BEGIN RECORDED INFORMATION
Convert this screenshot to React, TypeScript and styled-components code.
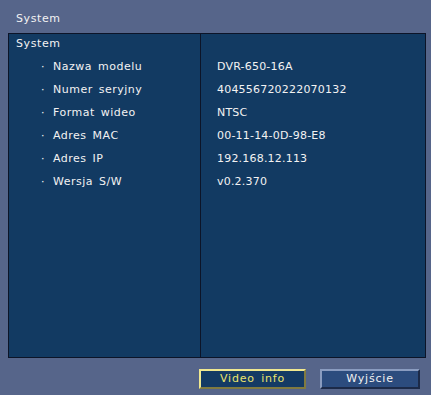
END RECORDED INFORMATION
BEGIN RECORDED INFORMATION
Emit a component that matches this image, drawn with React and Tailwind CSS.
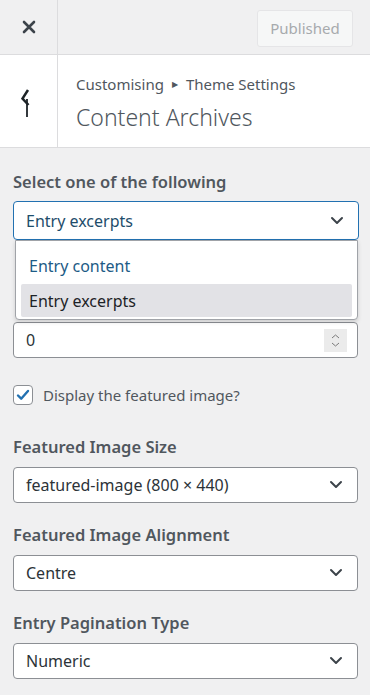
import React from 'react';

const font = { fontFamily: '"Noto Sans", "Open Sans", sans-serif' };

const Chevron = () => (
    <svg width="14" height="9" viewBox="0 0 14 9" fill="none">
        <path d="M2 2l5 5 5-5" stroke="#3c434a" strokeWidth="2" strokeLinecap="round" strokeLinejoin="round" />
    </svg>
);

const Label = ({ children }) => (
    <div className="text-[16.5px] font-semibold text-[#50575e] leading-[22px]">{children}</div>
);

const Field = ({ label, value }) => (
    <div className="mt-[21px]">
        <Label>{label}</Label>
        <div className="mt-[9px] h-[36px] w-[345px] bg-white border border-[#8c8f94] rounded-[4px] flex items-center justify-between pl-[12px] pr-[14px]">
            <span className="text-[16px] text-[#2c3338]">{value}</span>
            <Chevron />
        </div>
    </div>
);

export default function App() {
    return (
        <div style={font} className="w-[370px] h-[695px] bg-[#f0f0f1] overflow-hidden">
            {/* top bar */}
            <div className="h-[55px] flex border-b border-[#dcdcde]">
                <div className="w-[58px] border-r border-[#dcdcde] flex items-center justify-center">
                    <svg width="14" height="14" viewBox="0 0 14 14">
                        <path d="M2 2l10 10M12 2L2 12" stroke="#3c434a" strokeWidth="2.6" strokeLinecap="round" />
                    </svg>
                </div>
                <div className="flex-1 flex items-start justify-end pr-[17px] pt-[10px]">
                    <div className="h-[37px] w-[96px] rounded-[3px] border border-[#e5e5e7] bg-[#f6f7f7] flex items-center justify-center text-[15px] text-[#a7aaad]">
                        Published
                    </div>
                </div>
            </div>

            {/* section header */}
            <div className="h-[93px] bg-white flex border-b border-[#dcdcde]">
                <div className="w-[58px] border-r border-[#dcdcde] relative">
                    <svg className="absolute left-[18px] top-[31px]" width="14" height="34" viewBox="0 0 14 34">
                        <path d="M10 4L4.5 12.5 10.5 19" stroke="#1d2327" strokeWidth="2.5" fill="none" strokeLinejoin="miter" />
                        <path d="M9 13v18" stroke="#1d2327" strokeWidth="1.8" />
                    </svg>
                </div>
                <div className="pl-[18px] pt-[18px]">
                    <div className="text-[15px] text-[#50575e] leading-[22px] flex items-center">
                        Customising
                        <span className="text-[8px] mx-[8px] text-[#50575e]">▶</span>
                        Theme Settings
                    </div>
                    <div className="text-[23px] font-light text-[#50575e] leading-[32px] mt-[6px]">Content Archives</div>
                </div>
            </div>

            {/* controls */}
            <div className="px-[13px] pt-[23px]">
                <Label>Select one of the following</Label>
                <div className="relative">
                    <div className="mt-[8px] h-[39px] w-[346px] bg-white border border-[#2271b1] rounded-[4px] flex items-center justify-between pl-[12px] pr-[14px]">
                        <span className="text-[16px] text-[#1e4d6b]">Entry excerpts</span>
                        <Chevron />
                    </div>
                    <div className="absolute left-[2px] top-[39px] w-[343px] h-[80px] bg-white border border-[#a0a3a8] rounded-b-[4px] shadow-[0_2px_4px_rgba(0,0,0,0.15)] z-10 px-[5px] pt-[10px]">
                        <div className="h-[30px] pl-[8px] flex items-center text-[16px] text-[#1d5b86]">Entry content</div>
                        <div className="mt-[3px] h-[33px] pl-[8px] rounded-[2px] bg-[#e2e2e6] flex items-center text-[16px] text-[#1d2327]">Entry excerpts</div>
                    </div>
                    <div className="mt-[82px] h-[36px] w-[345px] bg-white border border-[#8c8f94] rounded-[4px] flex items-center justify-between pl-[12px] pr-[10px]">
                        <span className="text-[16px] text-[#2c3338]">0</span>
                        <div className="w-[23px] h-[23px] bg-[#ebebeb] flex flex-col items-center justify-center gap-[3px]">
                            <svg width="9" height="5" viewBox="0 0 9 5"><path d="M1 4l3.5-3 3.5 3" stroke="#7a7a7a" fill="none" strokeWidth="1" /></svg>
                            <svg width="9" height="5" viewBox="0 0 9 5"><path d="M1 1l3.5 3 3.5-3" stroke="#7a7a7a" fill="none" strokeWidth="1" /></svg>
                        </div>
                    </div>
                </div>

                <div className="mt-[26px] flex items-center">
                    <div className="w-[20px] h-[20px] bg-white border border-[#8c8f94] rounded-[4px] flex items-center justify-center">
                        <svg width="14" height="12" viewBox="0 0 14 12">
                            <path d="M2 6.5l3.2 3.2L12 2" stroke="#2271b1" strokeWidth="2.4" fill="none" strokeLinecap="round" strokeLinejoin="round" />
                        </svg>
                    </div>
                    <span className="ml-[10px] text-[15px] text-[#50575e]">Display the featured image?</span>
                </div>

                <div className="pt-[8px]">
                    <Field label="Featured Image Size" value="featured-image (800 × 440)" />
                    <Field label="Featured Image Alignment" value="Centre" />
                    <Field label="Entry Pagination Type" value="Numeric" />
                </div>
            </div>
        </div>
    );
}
END RECORDED INFORMATION
BEGIN RECORDED INFORMATION
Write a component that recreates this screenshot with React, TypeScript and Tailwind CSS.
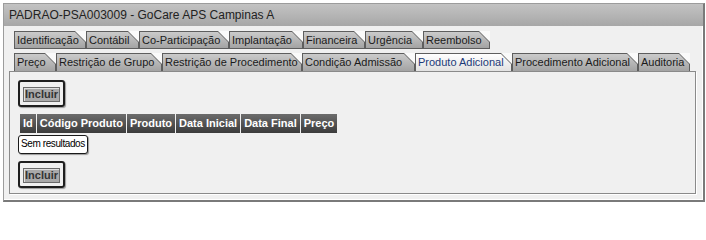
END RECORDED INFORMATION
**WHAT TO PRODUCE**. Pull out all lines of the data with the string "that".

**EXERCISE RESULT**.
Emit a component that matches this image, drawn with React and Tailwind CSS.
Write a component that recreates this screenshot with React, TypeScript and Tailwind CSS.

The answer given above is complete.